>>>>>

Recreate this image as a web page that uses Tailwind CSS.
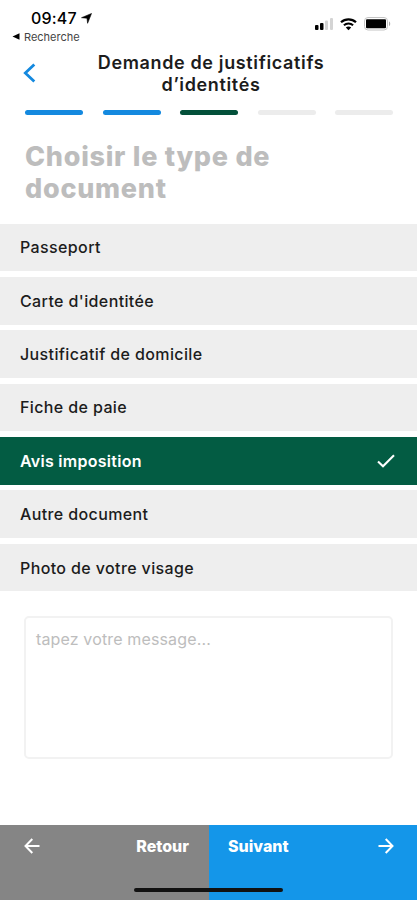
<!DOCTYPE html>
<html lang="fr">
<head>
  <meta charset="UTF-8">
  <meta name="viewport" content="width=device-width, initial-scale=1.0">
  <title>Demande de justificatifs d'identités</title>
  <script src="https://cdn.jsdelivr.net/npm/@tailwindcss/browser@4"></script>
</head>
<body class="bg-white font-['Inter','Liberation_Sans',sans-serif] text-[#1c1c1c]">
  <div class="flex flex-col w-full h-[900px] overflow-hidden">
    <!-- Barre de statut -->
    <div class="h-[51px] flex justify-between">
      <div class="pl-3 pt-2">
        <div class="flex items-center pl-[19px] h-5">
          <span class="text-[16px] font-medium leading-5 tracking-[0.2px] text-black">09:47</span>
          <svg class="w-[11px] h-[11px] ml-[4px]" viewBox="0 0 11 11"><path d="M10.5 0.5L6.6 10.3L6 5.2L0.5 4.7Z" fill="#000" stroke="#000" stroke-width="0.6"/></svg>
        </div>
        <div class="flex items-center h-[17px]">
          <svg class="w-[8px] h-[7px] mr-[4px]" viewBox="0 0 8 7"><path d="M0.5 3.5L7.5 0.3V6.7Z" fill="#000"/></svg>
          <span class="text-[11px] leading-4 tracking-[0px] text-[#444]">Recherche</span>
        </div>
      </div>
      <div class="flex items-center h-[14px] mt-[17px] mr-[26px]">
        <svg class="w-5 h-[14px]" viewBox="0 0 20 14">
          <rect x="1" y="8" width="3.5" height="5" rx="1" fill="#000"/>
          <rect x="6" y="6" width="3.5" height="7" rx="1" fill="#000"/>
          <rect x="11" y="3.5" width="3" height="9.5" rx="1" fill="#d4d4d4"/>
          <rect x="16" y="1" width="3" height="12" rx="1" fill="#d4d4d4"/>
        </svg>
        <svg class="w-[17px] h-[13px] ml-[6px]" viewBox="0 0 17 13" fill="none" stroke="#000">
          <path d="M1 4.3C5.2 0.3 11.8 0.3 16 4.3" stroke-width="2.2"/>
          <path d="M3.9 7.2C6.5 4.8 10.5 4.8 13.1 7.2" stroke-width="2"/>
          <path d="M5.8 9.4C7.3 8.1 9.7 8.1 11.2 9.4L8.5 12.2Z" fill="#000" stroke="none"/>
        </svg>
        <svg class="w-[27px] h-[14px] ml-[7px]" viewBox="0 0 27 14">
          <rect x="0.5" y="0.5" width="23" height="12.5" rx="3.5" fill="#fff" stroke="#c4c4c4"/>
          <rect x="2" y="2.3" width="20" height="9" rx="1" fill="#000"/>
          <path d="M25 4.5C26.6 5 26.6 8.5 25 9Z" fill="#aaa"/>
        </svg>
      </div>
    </div>

    <!-- Titre -->
    <header class="flex h-[59px] pl-[23px]">
      <svg class="w-[13px] h-5 mt-[12px]" viewBox="0 0 13 20" fill="none" stroke="#1489df" stroke-width="2.8"><path d="M11.3 1.5L2.3 10L11.3 18.5"/></svg>
      <h1 class="flex-1 mt-px mr-[31px] text-center text-[18px] leading-[22px] font-semibold tracking-[0.64px]">Demande de justificatifs<br>d’identités</h1>
    </header>

    <!-- Étapes -->
    <div class="flex justify-between pl-[25px] pr-6">
      <div class="w-[58px] h-[5px] rounded-full bg-[#1489df]"></div>
      <div class="w-[58px] h-[5px] rounded-full bg-[#1489df]"></div>
      <div class="w-[58px] h-[5px] rounded-full bg-[#03503a]"></div>
      <div class="w-[58px] h-[5px] rounded-full bg-[#ececec]"></div>
      <div class="w-[58px] h-[5px] rounded-full bg-[#ececec]"></div>
    </div>

    <h2 class="mt-[26px] pl-[25px] h-[82.5px] text-[27px] leading-8 font-extrabold tracking-[0.73px] text-[#bdbdbd]">Choisir le type de<br>document</h2>

    <!-- Liste des documents -->
    <ul class="flex flex-col gap-[5.7px] text-[16px] font-medium tracking-[0.38px]">
      <li class="flex items-center h-[47.7px] pl-5 bg-[#eeeeee]">Passeport</li>
      <li class="flex items-center h-[47.7px] pl-5 bg-[#eeeeee]">Carte d'identitée</li>
      <li class="flex items-center h-[47.7px] pl-5 bg-[#eeeeee]">Justificatif de domicile</li>
      <li class="flex items-center h-[47.7px] pl-5 bg-[#eeeeee]">Fiche de paie</li>
      <li class="flex items-center justify-between h-[47.7px] pl-5 pr-[22px] bg-[#035c43] text-white font-semibold tracking-[0.28px]">
        Avis imposition
        <svg class="w-[18px] h-[14px]" viewBox="0 0 18 14" fill="none" stroke="#fff" stroke-width="2.1"><path d="M1 7.5L6 12.2L17 1.2"/></svg>
      </li>
      <li class="flex items-center h-[47.7px] pl-5 bg-[#eeeeee]">Autre document</li>
      <li class="flex items-center h-[47.7px] pl-5 bg-[#eeeeee]">Photo de votre visage</li>
    </ul>

    <textarea class="block mx-6 mt-[25px] h-[143px] px-[10px] py-[9px] border-2 border-[#f2f2f2] rounded-[5px] resize-none text-[16px] leading-6 tracking-[0.14px] placeholder:text-[#bdbdbd]" placeholder="tapez votre message..."></textarea>

    <!-- Navigation du bas -->
    <footer class="relative mt-auto flex h-[75px] text-white text-[16px] leading-6 font-extrabold">
      <button class="flex items-start justify-between w-[209px] pl-6 pr-5 pt-[9px] bg-[#858585]">
        <svg class="w-4 h-4 mt-1" viewBox="0 0 16 16" fill="none" stroke="#fff" stroke-width="2"><path d="M15.5 8H1.5M8.3 1L1.5 8L8.3 15"/></svg>
        <span>Retour</span>
      </button>
      <button class="flex items-start justify-between flex-1 pl-[19px] pr-[23px] pt-[9px] bg-[#1496e9]">
        <span>Suivant</span>
        <svg class="w-4 h-4 mt-1" viewBox="0 0 16 16" fill="none" stroke="#fff" stroke-width="2"><path d="M0.5 8H14.5M7.7 1L14.5 8L7.7 15"/></svg>
      </button>
      <div class="absolute left-[134px] bottom-[8px] w-[149px] h-[4px] rounded-full bg-[#111]"></div>
    </footer>
  </div>
</body>
</html>
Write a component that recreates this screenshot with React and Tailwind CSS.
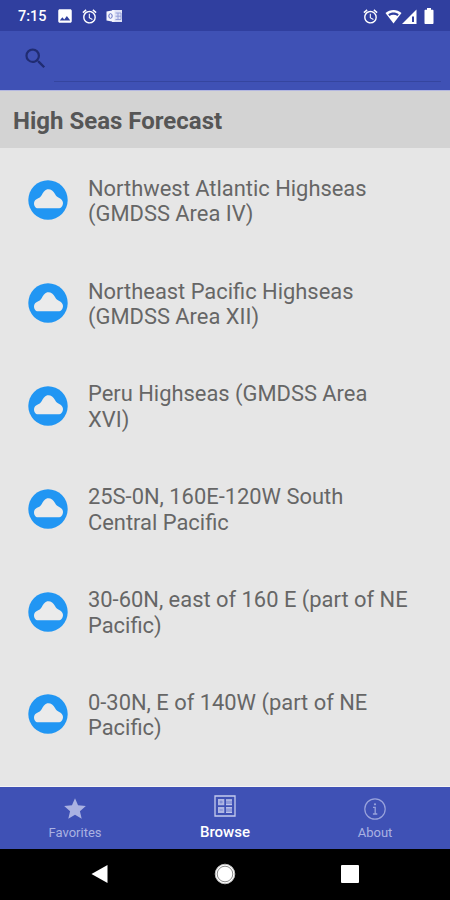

<<<<<

**SET TASK:** Among the lines of the data, identify those with the word "that". Copy each of them.

**EXERCISE SOLUTION:**
Recreate this image as a web page that uses Tailwind CSS.
Write a component that recreates this screenshot with React and Tailwind CSS.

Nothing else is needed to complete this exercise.